De acordo com o Jornal do Brasil de 14 de março de 1976, o chanceler Azeredo da Silveira teria declarado ao chanceler americano Henry Kissinger, seu colega de diplomacia que "se vocês tivessem um milhão de barris de petróleo para nos fornecer diariamente, talvez essa mudança não fosse tão brusca".
Entretanto a política externa brasileira não parava por ai. No dia 5 de novembro de 1975, o Brasil tomaria uma decisão histórica ao votar a favor de um projeto de resolução da ONU que condenava o regime racista da África do Sul ao mesmo tempo em que recomendava a suspensão do fornecimento de matérias-primas estratégicas para esse país.
Porém a decisão mais controversa desse período, entretanto, foi o reconhecimento, em 10 de novembro, do governo angolano em fase de implantação pelo pró-comunista Movimento Popular de Libertação de Angola (MPLA), cujas forças militares, em grande parte apoiadas por tropas cubanas, e financiadas por este governo estavam derrotando no campo de batalha os outros dois grupos rivais, a Frente Nacional de Libertação de Angola (FNLA) e a União Nacional para a Independência Total de Angola (UNITA), que lutavam ao lado de tropas do governo da África do Sul e recebiam apoio material e maciço dos Estados Unidos, de outras nações ocidentais e da China.
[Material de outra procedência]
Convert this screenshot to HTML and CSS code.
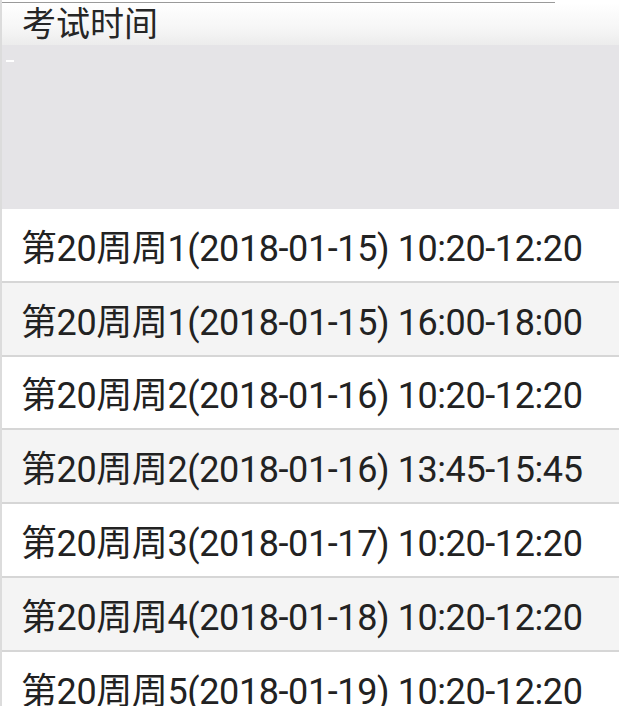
FILE: index.html
```html
<!DOCTYPE html>
<html lang="zh">
<head>
<meta charset="utf-8">
<link rel="stylesheet" href="styles.css">
</head>
<body>
<div class="screen">
  <div class="topline"></div>
  <div class="header"><span class="title">考试时间</span></div>
  <div class="blank"><span class="tick"></span></div>
  <ul class="list">
    <li class="row">第20周周1(2018-01-15) 10:20-12:20</li>
    <li class="row alt">第20周周1(2018-01-15) 16:00-18:00</li>
    <li class="row">第20周周2(2018-01-16) 10:20-12:20</li>
    <li class="row alt">第20周周2(2018-01-16) 13:45-15:45</li>
    <li class="row">第20周周3(2018-01-17) 10:20-12:20</li>
    <li class="row alt">第20周周4(2018-01-18) 10:20-12:20</li>
    <li class="row">第20周周5(2018-01-19) 10:20-12:20</li>
  </ul>
</div>
</body>
</html>
```
FILE: styles.css
```css
html, body {
  margin: 0;
  padding: 0;
  background: #ffffff;
}
.screen {
  width: 619px;
  height: 706px;
  overflow: hidden;
  font-family: Roboto, "Noto Sans CJK SC", sans-serif;
  color: #222222;
  border-left: 2px solid #dcdcdc;
  box-sizing: border-box;
}
.topline {
  height: 2px;
  width: 553px;
  border-bottom: 1px solid #9a9a9a;
  background: #fff;
}
.header {
  height: 42px;
  background: linear-gradient(to bottom, #ffffff 0%, #f6f6f6 60%, #ececec 100%);
  display: flex;
  align-items: center;
  padding-left: 20px;
  box-sizing: border-box;
}
.title {
  font-size: 34px;
  line-height: 36px;
  font-family: "Noto Sans CJK SC", sans-serif;
  color: #262626;
  margin-bottom: 4px;
}
.blank {
  height: 164px;
  background: #e5e4e7;
  position: relative;
}
.tick {
  position: absolute;
  left: 4px;
  top: 15px;
  width: 8px;
  height: 2px;
  background: #ffffff;
}
.list {
  list-style: none;
  margin: 0;
  padding: 0;
}
.row {
  height: 71.8px;
  border-bottom: 2px solid #d6d6d6;
  display: flex;
  align-items: center;
  padding-left: 19px;
  font-size: 36px;
  letter-spacing: -0.4px;
  background: #ffffff;
  white-space: nowrap;
}
.row.alt {
  background: #f4f4f4;
}
```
Através do parecer de seu representante em Luanda, ministro Ovídio de Andrade Melo, o governo brasileiro tornar-se-ia o primeiro a reconhecer a República Popular de Angola, proclamada pelo Movimento Popular de Libertação de Angola (MPLA) pouco depois de consolidar seu controle sobre a capital do país. Apesar de duramente criticada na ocasião, essa decisão foi fortalecida pela evolução da guerra civil, favorável ao MPLA, como da mesma forma viria posteriormente seu governo, mesmo de tendência- marxista-leninista ser reconhecido pela maioria dos países do mundo.
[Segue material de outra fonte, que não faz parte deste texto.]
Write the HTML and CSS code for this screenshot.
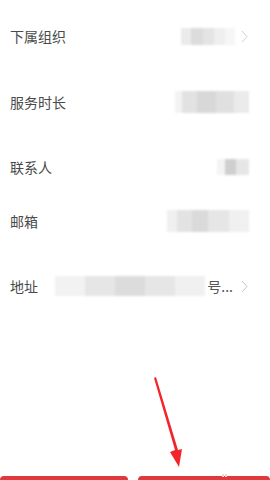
FILE: index.html
```html
<!DOCTYPE html>
<html lang="zh-CN">
<head>
  <meta charset="UTF-8">
  <meta name="viewport" content="width=device-width, initial-scale=1.0">
  <title>机构信息</title>
  <link rel="stylesheet" href="styles.css">
</head>
<body>
  <main class="info">
    <div class="row row-org">
      <span class="label">下属组织</span>
      <span class="value">
        <span class="blur blur-org"></span>
        <svg class="chev" width="7" height="13" viewBox="0 0 7 13" aria-hidden="true"><path d="M1 1 L6 6.5 L1 12" fill="none" stroke="#d0d0d0" stroke-width="1"/></svg>
      </span>
    </div>
    <div class="row row-time">
      <span class="label">服务时长</span>
      <span class="value"><span class="blur blur-time"></span></span>
    </div>
    <div class="row row-contact">
      <span class="label">联系人</span>
      <span class="value"><span class="blur blur-contact"></span></span>
    </div>
    <div class="row row-mail">
      <span class="label">邮箱</span>
      <span class="value"><span class="blur blur-mail"></span></span>
    </div>
    <div class="row row-addr">
      <span class="label">地址</span>
      <span class="value addr">
        <span class="blur blur-addr"></span>
        <span class="tail">号...</span>
        <svg class="chev" width="7" height="13" viewBox="0 0 7 13" aria-hidden="true"><path d="M1 1 L6 6.5 L1 12" fill="none" stroke="#c4c4c4" stroke-width="1"/></svg>
      </span>
    </div>
  </main>

  <footer class="actions">
    <button class="btn btn-left" type="button"></button>
    <button class="btn btn-right" type="button"><span class="dots"></span></button>
  </footer>

  <svg class="arrow" width="60" height="110" viewBox="0 0 60 110" aria-hidden="true">
    <path d="M13 6 L34 78 L29 80 L38 95 L41 77 L37 78 L15 5 Z" fill="#f2262a"/>
  </svg>
</body>
</html>
```

FILE: styles.css
```css
html,
body {
  margin: 0;
  height: 100%;
}

body {
  background: #fff;
  font-family: "Noto Sans CJK SC", "Noto Sans", sans-serif;
  color: #4a4a4a;
  display: flex;
  flex-direction: column;
  position: relative;
  overflow: hidden;
}

.info {
  flex: 1;
  padding-block-start: 26px;
}

.row {
  display: flex;
  align-items: center;
  justify-content: space-between;
  padding-inline: 10px 22px;
  height: 20px;
}

.row-time { margin-block-start: 46px; }
.row-contact { margin-block-start: 45px; }
.row-mail { margin-block-start: 34px; }
.row-addr { margin-block-start: 45px; }

.label {
  font-size: 14px;
  line-height: 20px;
  white-space: nowrap;
}

.value {
  display: flex;
  align-items: center;
  gap: 4px;
}

.chev {
  display: block;
  margin-inline-start: 2px;
}

.blur {
  display: block;
  filter: blur(1.2px);
  background:
    linear-gradient(90deg, #ebebeb 0 18%, #dcdcdc 18% 40%, #e4e4e4 40% 62%, #efefef 62% 82%, #f6f6f6 82%);
}

.blur-org {
  width: 54px;
  height: 17px;
}

.blur-time {
  width: 74px;
  height: 22px;
  margin-inline-end: -1px;
  background:
    linear-gradient(90deg, #f3f3f3 0 10%, #e2e2e2 10% 30%, #d8d8d8 30% 55%, #e0e0e0 55% 80%, #ebebeb 80%);
}

.blur-contact {
  width: 32px;
  height: 16px;
  margin-inline-end: -1px;
  background:
    linear-gradient(90deg, #f4f4f4 0 25%, #cfcfcf 25% 60%, #e6e6e6 60%);
}

.blur-mail {
  width: 82px;
  height: 22px;
  margin-inline-end: -1px;
  background:
    linear-gradient(90deg, #f0f0f0 0 12%, #e3e3e3 12% 30%, #dadada 30% 50%, #e6e6e6 50% 75%, #f0f0f0 75%);
}

.addr {
  gap: 2px;
}

.blur-addr {
  width: 150px;
  height: 20px;
  background:
    linear-gradient(90deg, #f2f2f2 0 20%, #e6e6e6 20% 40%, #dcdcdc 40% 60%, #e6e6e6 60% 80%, #f0f0f0 80%);
}

.tail {
  font-size: 14px;
  line-height: 20px;
  color: #555;
  margin-inline-end: 4px;
}

.actions {
  display: flex;
  gap: 10px;
  height: 4px;
}

.btn {
  border: 0;
  padding: 0;
  background: #e0393b;
  border-radius: 4px 4px 0 0;
  position: relative;
}

.btn-left {
  width: 128px;
}

.btn-right {
  flex: 1;
}

.dots {
  position: absolute;
  left: 84px;
  top: -2px;
  width: 5px;
  height: 3px;
  background: linear-gradient(90deg, #f3d4d4 0 40%, transparent 40% 60%, #f3d4d4 60%);
}

.arrow {
  position: absolute;
  left: 141px;
  top: 372px;
}
```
Também em 14 de novembro, o Itamarati anunciaria o estabelecimento de relações diplomáticas em nível de embaixada com Moçambique, outra antiga colônia portuguesa na África e também governada nessa época pelos líderes da guerrilha de tendência marxista-leninista.
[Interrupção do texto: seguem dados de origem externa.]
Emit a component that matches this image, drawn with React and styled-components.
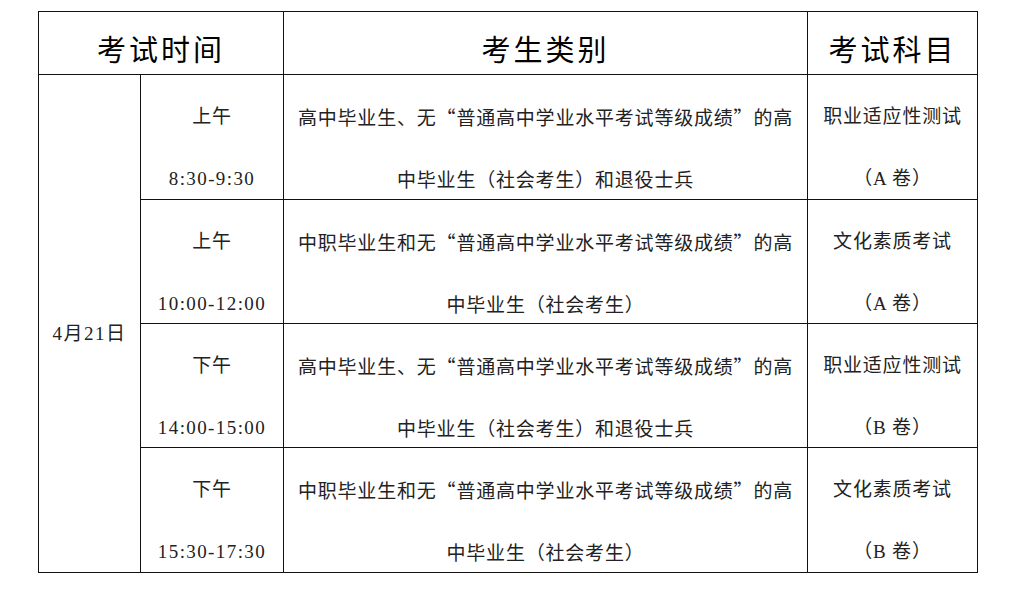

Internamente, ainda em 1974, nas eleições para o parlamento, o governo do presidente Geisel também viria a aceitar a derrota para o MDB, partido de oposição ao seu governo, quando conseguiu eleger 16 senadores em Estados importantes da Federação, embora ainda tivesse a maioria no senado através der seu partido político, a ARENA.
A bancada de deputados federais do MDB também aumentaria consideravelmente chegando a ultrapassar 150 (cento e cinquenta) membros e a ARENA tendo uma redução considerável com menos de 200 (duzentos) deputados, embora ainda mantivesse a maioria.
No dia 26 de outubro de 1975, o general Ednardo D’Ávila Melo, comandante do II Exército, havia distribuído nota oficial comunicando que o jornalista Vladimir Herzog fora encontrado morto por enforcamento em uma das celas do Centro de Operações para a Defesa Interna, ligado ao Departamento de Operações Internas e conhecido pela sigla DOI-CODI, organismo militar responsável pela coordenação dos diversos centros de polícia política em cada região.
O jornalista Vladimir Herzog era na época do fato o diretor-responsável do Departamento de Jornalismo da TV Cultura de São Paulo e editor de cultura da revista Visão. Sua morte causaria grande impacto e repercussão na opinião pública o que viria a causar forte suspeição à versão oficial.
Segundo as fontes citadas, o secretário de Imprensa da Presidência da República, Humberto Barreto, revelaria então pela primeira vez o clima de confrontação existente entre o presidente e os órgãos de repressão política, especialmente os de São Paulo, contestadores da distensão e ligados ao ministro do Exército, general Sílvio Frota.
Em decorrência desse fato o seu secretário de imprensa Humberto Barreto chegara a pedir demissão de seu cargo, mas fora convencido a permanecer pelo próprio Geisel, que revelara necessitar de pessoas fiéis para desarticular o esquema adversário.
Geisel já sabia que alguns militares de alta patente do Exército já articulavam um golpe militar para depô-lo, mas tinha um homem de extrema lealdade e confiança que já vinha há muito tempo monitorando todos os acontecimentos: esse homem era nada mais nada menos que seu ministro Chefe de Segurança de Nacional, general João Baptista de Oliveira Figueiredo que o sucederia na presidência da República levando o Brasil ao retorno ao regime democrático.
Com a aproximação da missa de sétimo dia pela alma do Jornalista Vladimir Herzog, o então ministro Golberi do Couto e Silva transmitiu recomendações aos Jornalistas paulistas para que não aceitassem e evitassem provocações capazes de radicalizar ainda mais a situação.
A missa seria rezada pelo cardeal-arcebispo de São Paulo, dom Paulo Evaristo Arns, um dos maiores críticos do Regime Militar e reuniria milhares de pessoas na Catedral da Sé em um ambiente de grande tensão, acabando por tornar-se a primeira manifestação política de envergadura contra o governo do presidente Ernesto Geisel.